With some seven to eight thousand English fans expected to be on hand, the crowd will be just about half and half.
The main reason for the exciting prospect however, is the promise of a good pitch at Kensington Oval - a pitch which, apart from last year against India when the grassroots made it a nightmare for batsmen towards the end, is usually good, not only for bowlers, and especially fast bowlers, but also for batsmen, and especially for stroke players.
So far this series, the pitches have been an embarrassment to West Indies cricket, and it is only because England, after promising ``no whinging'' at the start of the tour, are probably being diplomatic why they have not come out blasting. And it is only either that the West Indies took the lead in the second Test at Queen's Park Oval and again in the fourth at Bourda, or because of the embarrassment why those who are whispering players and officials alike - are not shouting.
Sabina Park, where the first Test was abandoned, was a disgrace; Queen's Park Oval, where the West Indies won the second Test, was thick with grass and the bounce of the ball was not reliable; Queen's Park Oval, where England won the third Test, also produced unreliable bounce; and because of scarred and dusty surface at Bourda where the West Indies won the fourth Test, batting was more difficult than it should have been on a pitch prepared for a Test match.
After the fourth Test, captain Brian Lara and former captain Courtney Walsh, expressed hope the Kensington Oval pitch would be better and so too did England captain Mike Atherton.

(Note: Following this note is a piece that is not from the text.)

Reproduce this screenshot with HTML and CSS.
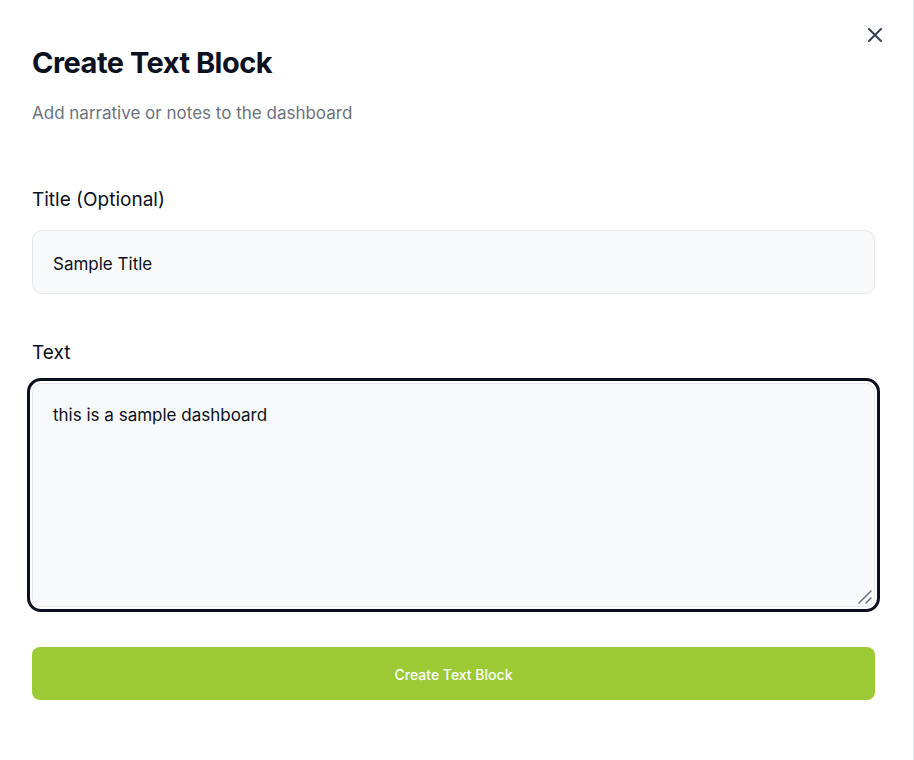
FILE: index.html
```html
<!DOCTYPE html>
<html lang="en">
<head>
<meta charset="utf-8">
<title>Create Text Block</title>
<link rel="stylesheet" href="styles.css">
</head>
<body>
<div class="modal">
  <button class="close" aria-label="Close">
    <svg width="16" height="16" viewBox="0 0 16 16" fill="none" stroke="#374151" stroke-width="2" stroke-linecap="round"><path d="M2 2L14 14M14 2L2 14"/></svg>
  </button>
  <header class="head">
    <h1 class="title">Create Text Block</h1>
    <p class="subtitle">Add narrative or notes to the dashboard</p>
  </header>
  <form class="form">
    <label class="field">
      <span class="label">Title (Optional)</span>
      <input class="input" type="text" value="Sample Title">
    </label>
    <label class="field">
      <span class="label">Text</span>
      <span class="area-wrap">
        <textarea class="textarea">this is a sample dashboard</textarea>
        <svg class="grip" width="16" height="16" viewBox="0 0 16 16" fill="none" stroke="#6b7280" stroke-width="1.5" stroke-linecap="round"><path d="M2 14L14 2M9 14L14 9"/></svg>
      </span>
    </label>
    <button type="button" class="submit">Create Text Block</button>
  </form>
</div>
</body>
</html>
```
FILE: styles.css
```css
* { box-sizing: border-box; }
html, body { margin: 0; padding: 0; background: #fff; }
body {
  font-family: Inter, "Noto Sans", "Liberation Sans", sans-serif;
  color: #0b1020;
}
.modal {
  position: relative;
  width: 914px;
  height: 760px;
  padding: 44px 38px 0 32px;
  border-right: 1px solid #e5e7eb;
}
.close {
  position: absolute;
  top: 27px;
  right: 30px;
  width: 16px;
  height: 16px;
  padding: 0;
  border: 0;
  background: none;
  display: flex;
}
.head { display: flex; flex-direction: column; gap: 19px; }
.title {
  margin: 0;
  font-size: 29px;
  line-height: 38px;
  font-weight: 700;
  letter-spacing: -0.5px;
  color: #0b1020;
}
.subtitle {
  margin: 0;
  font-size: 17px;
  line-height: 24px;
  color: #6b7280;
}
.form { display: flex; flex-direction: column; margin-top: 62px; }
.field { display: flex; flex-direction: column; gap: 17px; margin-bottom: 46px; }
.field + .field { margin-bottom: 40px; }
.label { font-size: 19px; line-height: 26px; font-weight: 400; color: #0b1020; }
.input, .textarea {
  width: 100%;
  font: inherit;
  font-size: 17px;
  color: #0b1020;
  background: #f8f9fb;
  border: 1px solid #e5e7eb;
  border-radius: 10px;
  padding: 0 20px;
}
.input { height: 64px; padding-top: 3px; }
.area-wrap { position: relative; display: flex; }
.textarea {
  display: block;
  height: 224px;
  padding: 20px 20px;
  resize: none;
  line-height: 22px;
  outline: 3px solid #0b1020;
  outline-offset: 2px;
  border-radius: 9px;
}
.grip {
  position: absolute;
  right: 2px;
  bottom: 2px;
  pointer-events: none;
}
.submit {
  height: 53px;
  border: 0;
  border-radius: 8px;
  background: #9bca34;
  color: #fff;
  font: inherit;
  font-size: 14px;
  font-weight: 500;
  padding-top: 2px;
}
```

Although Kensington Oval does not look as lovely as it used to be - certainly in the 1970s and 1980s when, apart from the pace, the bounce was encouraging for fast bowlers and reliable, and although a few are expressing fears, it looks better than those at Sabina Park, Queen's Park Oval and Bourda, much better than it did last year, and it promises to be a reasonably good stage for a good, Test mach contest between batsman and bowlers.
The Oval, despite recent losses there in 1994 and 1995, has been the West Indies happy hunting ground at home, for visiting teams, it has been like going into the lion's den and Lara and his men are happy that they will be playing there in the Test match which could decide the series.
So too however, are Atherton and his men - especially Alec Stewart (118 and 143), Atherton himself (85), Graham Thorpe (84), Angus Fraser (8 for 75) and Andy Caddick (5 for 63) who all paraded their skills when England, despite already losing the series, won by 208 runs on their previous visit in 1994.
England are also happy because they remember Australia beat the Windies there in 1995, and that India, despite losing, went close to winning there in 1997.